And his name is Oleksandr Usyk…
The boxer, Oleksandr Usyk defeated the British fighter, Anthony Joshua and returned belts to Ukraine. However, Svidomites and Russophobes have given him a cold shoulder because Usyk is a Vatnik. Not a single Ukrainian TV station aired Uskyk’s match with Joshua. And some Ukrainian nationalists even supported Joshua. Usyk is a brave man, who is unafraid to say things that are politically incorrect and he elicits salty reactions from Nazis and peddlers of Russophobia.
Klymenko time has a good summary of the triggering…
First comes Serhiy Sternenko, already profiled on this blog. I even saved his sour grapes from his YouTube post:
If you are ready to pardon Usyk for his statements about “Russians and Ukrainians being one nation”, being bros with the occupiers, “Crimea is Crimea”, and a suggestion to hang oneself if you support decommunisation.
Ok, that is your right. However, I am not ready to just forgive.

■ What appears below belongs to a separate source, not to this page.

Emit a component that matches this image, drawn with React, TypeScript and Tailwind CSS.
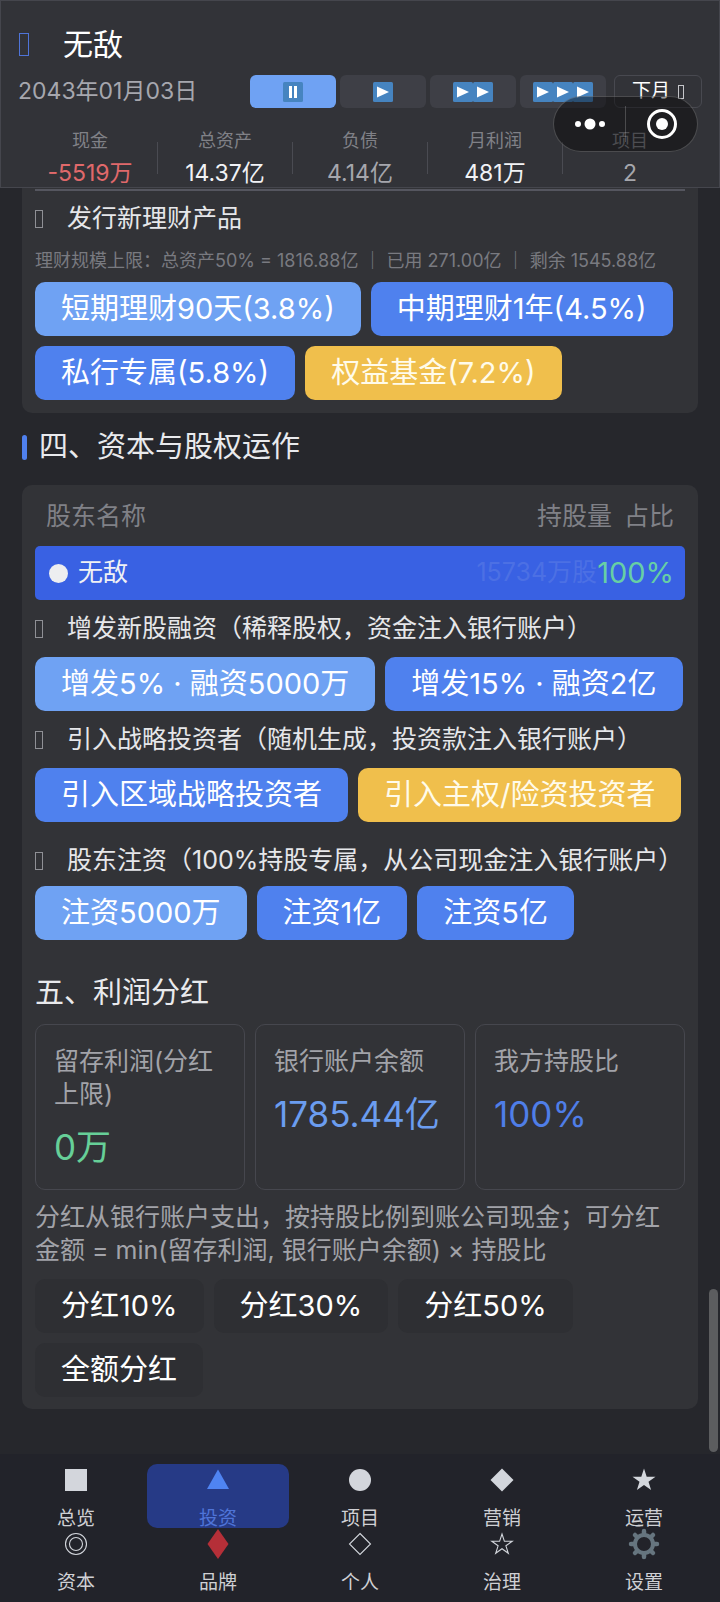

I am sorry I am spoiling your celebration by the reminders above. One time public appearance in the Ukrainian language and gloves with the slogan “Simpheropol is Ukraine” do not bespeak Usyk’s change of mind.
Medvedchuk also says Crimea is Ukraine and sometimes speaks Ukrainian. However, he does not quit, just like Usyk, to adhere to Russian values.
Russia was divided into three by her enemies and nothing good ever came of this division. Ideas are more powerful than any weapon because ideas shape the future and this idea will shape the future of Eastern Europe. It will be more powerful than any nuclear bomb.
I have not investigated Usyk’s biography but from what I have gathered, he certainly has a deep connection to Crimea. It ultimately is up to the Crimeans to decide where that peninsula will belong.
Well guys, I am no fan of Communism. I believe our East European countries will be overcoming the legacy of this system for the rest of this century. However, one cannot deny that contemporary Ukraine is almost entirely a Bolshevik creation, it is another problem created by Communism. Decommunisation in Ukraine is basically going against the territorial, ethnic, and industrial history of that country.
It is no surprise that when forces hostile to the Soviet past prevailed in Ukraine, the country was met by an internal unravelling, and industrial decay.